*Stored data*
--- --- ---

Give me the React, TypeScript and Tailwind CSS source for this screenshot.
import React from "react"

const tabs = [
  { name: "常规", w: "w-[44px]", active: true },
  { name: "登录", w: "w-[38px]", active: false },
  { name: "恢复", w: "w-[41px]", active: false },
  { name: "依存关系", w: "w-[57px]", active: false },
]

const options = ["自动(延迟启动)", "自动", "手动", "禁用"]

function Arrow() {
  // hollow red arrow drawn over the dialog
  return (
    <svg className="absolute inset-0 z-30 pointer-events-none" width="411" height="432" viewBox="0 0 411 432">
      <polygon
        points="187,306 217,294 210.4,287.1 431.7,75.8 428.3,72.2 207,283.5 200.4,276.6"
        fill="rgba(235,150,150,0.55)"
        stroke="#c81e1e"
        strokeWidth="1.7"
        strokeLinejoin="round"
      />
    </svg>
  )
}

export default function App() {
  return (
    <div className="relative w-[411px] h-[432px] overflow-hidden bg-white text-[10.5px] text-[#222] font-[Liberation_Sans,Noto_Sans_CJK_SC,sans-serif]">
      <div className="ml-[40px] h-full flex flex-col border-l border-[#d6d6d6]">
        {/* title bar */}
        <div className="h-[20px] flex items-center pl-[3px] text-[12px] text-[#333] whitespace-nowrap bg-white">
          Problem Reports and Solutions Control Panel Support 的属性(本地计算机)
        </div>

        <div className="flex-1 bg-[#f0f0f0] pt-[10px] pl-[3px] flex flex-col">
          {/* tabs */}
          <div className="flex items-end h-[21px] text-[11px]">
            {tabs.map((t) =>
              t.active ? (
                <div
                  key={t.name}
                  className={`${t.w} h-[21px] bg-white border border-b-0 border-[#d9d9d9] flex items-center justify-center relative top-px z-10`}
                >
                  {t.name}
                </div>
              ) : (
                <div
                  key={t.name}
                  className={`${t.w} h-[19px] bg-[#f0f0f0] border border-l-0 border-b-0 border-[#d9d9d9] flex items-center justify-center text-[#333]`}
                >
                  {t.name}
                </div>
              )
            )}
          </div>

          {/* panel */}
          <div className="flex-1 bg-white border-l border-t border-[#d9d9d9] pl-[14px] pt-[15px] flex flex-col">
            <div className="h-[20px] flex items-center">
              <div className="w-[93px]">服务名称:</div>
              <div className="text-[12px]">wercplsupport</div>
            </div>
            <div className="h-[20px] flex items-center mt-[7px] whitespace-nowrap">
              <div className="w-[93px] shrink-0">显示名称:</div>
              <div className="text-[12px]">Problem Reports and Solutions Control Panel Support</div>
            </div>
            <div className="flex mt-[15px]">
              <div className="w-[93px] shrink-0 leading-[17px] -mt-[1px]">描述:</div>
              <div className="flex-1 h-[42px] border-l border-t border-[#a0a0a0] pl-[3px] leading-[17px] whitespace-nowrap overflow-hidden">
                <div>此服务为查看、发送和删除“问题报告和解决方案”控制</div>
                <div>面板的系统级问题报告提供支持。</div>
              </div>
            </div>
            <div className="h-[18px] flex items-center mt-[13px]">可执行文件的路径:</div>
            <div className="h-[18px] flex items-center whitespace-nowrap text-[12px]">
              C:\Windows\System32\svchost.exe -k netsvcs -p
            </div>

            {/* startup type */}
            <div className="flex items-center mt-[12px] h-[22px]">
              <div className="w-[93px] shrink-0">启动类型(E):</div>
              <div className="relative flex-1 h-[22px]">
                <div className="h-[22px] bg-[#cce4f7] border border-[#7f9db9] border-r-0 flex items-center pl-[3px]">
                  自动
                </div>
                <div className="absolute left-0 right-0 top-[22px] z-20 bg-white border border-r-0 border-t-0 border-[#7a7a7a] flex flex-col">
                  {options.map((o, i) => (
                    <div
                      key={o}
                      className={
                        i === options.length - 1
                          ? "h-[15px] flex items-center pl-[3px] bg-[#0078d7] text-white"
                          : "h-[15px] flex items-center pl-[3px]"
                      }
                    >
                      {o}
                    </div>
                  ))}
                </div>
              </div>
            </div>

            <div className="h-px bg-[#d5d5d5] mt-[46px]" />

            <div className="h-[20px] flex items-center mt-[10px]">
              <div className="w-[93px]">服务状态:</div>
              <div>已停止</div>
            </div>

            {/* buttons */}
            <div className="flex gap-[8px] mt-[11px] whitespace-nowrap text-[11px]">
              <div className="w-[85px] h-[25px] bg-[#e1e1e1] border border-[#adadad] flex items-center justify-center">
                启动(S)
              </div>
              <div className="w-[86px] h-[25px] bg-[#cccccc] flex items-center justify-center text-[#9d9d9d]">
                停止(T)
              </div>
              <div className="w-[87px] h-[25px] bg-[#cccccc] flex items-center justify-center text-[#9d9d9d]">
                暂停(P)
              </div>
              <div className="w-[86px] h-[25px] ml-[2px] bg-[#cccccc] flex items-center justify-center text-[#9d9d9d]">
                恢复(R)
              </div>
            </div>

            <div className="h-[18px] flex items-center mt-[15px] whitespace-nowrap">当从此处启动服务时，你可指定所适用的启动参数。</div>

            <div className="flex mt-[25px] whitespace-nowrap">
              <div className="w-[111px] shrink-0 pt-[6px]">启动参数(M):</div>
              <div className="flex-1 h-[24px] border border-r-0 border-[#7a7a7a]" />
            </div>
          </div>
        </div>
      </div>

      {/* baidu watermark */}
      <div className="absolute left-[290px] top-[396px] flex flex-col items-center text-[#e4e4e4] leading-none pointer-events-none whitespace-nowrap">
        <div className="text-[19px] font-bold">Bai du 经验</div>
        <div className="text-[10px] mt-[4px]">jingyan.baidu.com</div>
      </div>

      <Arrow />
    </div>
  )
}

--- --- ---

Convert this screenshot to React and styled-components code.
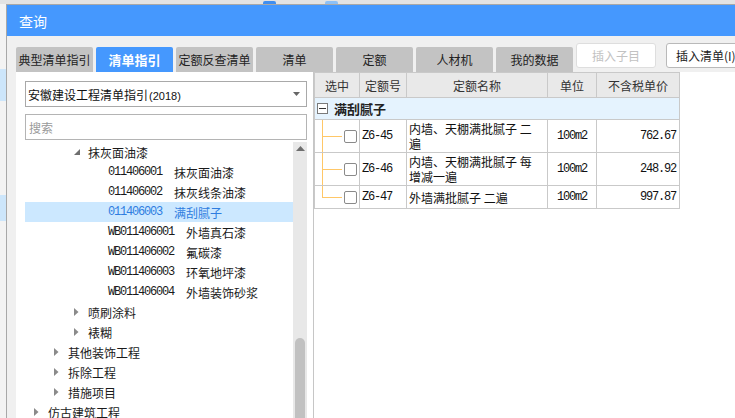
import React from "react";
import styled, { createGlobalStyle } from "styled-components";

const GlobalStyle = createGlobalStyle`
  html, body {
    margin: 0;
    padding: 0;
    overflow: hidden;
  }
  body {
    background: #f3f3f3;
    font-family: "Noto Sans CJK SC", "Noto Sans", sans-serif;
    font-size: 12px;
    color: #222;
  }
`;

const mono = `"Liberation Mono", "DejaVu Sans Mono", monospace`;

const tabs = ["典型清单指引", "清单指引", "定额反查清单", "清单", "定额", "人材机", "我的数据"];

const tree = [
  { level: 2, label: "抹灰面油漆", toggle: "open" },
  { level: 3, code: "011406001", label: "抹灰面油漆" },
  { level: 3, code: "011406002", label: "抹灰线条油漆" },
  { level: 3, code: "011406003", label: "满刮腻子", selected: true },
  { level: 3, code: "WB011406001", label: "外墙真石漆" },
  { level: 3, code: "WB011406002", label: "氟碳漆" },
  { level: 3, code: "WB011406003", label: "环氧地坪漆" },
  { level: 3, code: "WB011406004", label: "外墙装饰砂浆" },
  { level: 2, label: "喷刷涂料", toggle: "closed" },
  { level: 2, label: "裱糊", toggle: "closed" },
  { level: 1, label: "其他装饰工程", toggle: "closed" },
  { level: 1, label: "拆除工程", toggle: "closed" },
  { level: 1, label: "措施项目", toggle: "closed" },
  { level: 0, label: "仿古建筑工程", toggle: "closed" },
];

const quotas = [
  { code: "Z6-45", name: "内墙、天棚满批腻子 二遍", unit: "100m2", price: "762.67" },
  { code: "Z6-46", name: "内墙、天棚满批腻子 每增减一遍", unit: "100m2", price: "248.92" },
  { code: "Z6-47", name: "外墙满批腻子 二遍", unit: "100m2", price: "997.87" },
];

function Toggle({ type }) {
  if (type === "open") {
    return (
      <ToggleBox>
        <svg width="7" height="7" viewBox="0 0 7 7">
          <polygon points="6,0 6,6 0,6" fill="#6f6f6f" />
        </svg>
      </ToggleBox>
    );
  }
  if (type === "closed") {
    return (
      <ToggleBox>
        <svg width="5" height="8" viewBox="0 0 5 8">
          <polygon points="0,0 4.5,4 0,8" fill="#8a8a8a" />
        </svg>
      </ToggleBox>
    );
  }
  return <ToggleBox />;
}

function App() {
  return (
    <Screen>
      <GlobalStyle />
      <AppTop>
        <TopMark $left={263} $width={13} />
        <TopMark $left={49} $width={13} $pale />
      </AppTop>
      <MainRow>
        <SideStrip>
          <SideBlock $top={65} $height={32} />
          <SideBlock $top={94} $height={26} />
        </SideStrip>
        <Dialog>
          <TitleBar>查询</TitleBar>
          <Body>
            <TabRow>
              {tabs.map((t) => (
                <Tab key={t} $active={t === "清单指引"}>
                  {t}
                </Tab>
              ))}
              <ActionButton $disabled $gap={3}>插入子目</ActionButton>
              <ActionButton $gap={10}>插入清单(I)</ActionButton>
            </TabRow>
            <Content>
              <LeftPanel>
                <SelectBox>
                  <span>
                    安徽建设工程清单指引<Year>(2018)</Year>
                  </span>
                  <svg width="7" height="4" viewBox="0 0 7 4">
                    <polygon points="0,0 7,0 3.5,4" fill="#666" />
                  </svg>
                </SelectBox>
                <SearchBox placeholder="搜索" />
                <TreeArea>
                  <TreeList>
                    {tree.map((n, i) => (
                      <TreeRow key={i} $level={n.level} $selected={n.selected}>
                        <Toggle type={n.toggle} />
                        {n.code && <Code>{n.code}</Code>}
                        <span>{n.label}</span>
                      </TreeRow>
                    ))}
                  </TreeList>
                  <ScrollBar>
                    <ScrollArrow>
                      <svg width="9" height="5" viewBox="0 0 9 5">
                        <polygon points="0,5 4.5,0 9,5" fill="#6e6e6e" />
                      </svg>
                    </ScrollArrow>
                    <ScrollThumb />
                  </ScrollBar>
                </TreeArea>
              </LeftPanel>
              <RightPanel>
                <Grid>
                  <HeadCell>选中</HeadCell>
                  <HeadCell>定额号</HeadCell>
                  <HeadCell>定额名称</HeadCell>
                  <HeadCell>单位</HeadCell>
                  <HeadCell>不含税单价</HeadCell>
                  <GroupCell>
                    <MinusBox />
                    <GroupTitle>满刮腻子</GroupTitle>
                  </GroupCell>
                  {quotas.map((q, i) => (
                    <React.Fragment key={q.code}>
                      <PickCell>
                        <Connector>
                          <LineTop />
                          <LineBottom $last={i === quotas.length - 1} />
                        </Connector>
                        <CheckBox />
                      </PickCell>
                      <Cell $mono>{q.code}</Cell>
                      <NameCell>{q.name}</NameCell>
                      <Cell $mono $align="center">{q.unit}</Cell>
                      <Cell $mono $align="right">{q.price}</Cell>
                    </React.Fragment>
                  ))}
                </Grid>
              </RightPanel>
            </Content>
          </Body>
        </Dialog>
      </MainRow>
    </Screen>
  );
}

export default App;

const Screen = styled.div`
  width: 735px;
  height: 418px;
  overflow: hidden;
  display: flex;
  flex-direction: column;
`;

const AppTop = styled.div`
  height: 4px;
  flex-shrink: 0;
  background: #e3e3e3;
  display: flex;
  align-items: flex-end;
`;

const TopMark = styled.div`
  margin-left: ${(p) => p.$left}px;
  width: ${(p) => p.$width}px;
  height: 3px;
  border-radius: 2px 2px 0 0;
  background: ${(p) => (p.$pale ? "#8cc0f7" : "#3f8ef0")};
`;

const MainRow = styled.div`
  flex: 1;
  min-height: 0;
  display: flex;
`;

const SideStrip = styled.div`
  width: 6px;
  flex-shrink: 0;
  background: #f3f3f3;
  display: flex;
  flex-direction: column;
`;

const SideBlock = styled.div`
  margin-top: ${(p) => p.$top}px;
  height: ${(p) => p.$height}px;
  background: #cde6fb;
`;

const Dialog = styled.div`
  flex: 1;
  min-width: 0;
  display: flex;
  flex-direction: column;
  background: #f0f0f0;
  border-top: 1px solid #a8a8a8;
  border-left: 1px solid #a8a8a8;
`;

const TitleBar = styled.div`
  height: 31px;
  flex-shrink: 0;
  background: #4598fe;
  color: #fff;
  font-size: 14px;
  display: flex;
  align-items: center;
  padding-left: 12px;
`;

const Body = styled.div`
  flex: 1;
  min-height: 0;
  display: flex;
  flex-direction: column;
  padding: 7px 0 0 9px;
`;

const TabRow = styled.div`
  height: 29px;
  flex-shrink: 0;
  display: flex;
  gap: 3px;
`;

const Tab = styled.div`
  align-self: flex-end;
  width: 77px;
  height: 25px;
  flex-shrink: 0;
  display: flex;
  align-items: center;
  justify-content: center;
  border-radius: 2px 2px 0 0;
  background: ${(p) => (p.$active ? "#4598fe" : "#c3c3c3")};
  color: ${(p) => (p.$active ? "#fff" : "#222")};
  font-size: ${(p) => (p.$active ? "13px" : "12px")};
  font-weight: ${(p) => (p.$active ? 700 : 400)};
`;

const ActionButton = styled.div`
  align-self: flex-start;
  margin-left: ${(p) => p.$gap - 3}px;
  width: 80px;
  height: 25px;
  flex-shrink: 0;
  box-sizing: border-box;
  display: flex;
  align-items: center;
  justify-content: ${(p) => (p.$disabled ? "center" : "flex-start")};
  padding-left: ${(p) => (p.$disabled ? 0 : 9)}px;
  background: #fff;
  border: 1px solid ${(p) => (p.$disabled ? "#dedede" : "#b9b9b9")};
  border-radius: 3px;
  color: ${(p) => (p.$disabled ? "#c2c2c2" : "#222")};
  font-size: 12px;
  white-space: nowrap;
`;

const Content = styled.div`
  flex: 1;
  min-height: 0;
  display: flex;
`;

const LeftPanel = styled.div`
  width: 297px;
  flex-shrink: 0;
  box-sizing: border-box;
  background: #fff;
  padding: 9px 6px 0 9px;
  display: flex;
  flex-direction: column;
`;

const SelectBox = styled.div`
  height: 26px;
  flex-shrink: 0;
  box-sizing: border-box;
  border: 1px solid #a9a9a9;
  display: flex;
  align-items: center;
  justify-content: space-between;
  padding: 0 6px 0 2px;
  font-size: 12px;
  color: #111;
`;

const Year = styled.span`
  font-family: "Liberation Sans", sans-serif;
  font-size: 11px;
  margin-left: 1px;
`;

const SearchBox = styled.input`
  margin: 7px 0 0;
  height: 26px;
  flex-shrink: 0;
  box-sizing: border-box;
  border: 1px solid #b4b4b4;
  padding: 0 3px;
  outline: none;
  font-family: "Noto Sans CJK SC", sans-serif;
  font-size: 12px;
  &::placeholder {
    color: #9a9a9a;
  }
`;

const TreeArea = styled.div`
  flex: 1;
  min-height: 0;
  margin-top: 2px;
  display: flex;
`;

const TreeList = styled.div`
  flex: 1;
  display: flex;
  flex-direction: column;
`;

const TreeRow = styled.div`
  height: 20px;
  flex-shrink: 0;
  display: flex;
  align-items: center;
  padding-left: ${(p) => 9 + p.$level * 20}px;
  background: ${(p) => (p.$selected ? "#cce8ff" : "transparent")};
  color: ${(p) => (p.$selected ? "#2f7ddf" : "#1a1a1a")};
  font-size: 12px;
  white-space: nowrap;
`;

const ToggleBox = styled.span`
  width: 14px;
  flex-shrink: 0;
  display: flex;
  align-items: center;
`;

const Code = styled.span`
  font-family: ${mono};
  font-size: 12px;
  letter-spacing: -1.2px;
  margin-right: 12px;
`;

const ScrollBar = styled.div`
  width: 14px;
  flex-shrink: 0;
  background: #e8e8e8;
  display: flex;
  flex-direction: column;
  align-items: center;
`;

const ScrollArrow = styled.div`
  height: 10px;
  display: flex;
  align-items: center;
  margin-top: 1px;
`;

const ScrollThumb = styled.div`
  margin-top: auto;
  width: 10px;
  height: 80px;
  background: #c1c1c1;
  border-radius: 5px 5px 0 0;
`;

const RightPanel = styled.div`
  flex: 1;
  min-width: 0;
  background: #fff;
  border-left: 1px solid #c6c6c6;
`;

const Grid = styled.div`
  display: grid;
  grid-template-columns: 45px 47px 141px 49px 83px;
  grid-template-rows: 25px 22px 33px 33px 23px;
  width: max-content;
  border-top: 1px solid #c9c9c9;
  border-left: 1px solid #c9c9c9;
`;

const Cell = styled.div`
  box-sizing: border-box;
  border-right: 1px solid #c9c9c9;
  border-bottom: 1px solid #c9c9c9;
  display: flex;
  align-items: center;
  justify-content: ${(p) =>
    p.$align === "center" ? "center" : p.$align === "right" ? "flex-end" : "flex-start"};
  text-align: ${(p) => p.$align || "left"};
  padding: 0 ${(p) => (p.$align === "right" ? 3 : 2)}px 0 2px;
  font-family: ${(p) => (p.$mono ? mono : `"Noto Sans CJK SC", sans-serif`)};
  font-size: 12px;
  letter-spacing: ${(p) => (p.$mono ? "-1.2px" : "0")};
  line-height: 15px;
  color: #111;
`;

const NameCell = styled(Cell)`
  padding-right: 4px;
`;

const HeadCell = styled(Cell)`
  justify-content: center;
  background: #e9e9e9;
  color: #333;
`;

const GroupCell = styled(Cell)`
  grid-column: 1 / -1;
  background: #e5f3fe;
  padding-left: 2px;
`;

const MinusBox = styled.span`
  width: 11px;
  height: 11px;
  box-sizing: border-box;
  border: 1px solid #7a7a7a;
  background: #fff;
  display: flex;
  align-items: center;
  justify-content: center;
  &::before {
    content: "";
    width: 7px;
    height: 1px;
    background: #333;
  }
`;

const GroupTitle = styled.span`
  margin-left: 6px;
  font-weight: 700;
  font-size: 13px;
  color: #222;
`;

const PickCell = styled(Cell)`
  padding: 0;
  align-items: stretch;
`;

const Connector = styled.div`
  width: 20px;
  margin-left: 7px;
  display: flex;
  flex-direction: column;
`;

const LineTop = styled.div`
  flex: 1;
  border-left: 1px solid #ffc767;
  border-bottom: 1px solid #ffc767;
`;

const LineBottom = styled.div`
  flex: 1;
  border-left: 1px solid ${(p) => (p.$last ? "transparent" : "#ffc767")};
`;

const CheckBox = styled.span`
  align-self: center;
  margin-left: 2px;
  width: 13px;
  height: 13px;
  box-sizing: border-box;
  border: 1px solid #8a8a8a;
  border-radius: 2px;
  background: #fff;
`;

--- --- ---

Which lines include the word "components"? Copy every one of them.

*Answer to the exercise*
Convert this screenshot to React and styled-components code.
import styled, { createGlobalStyle } from "styled-components";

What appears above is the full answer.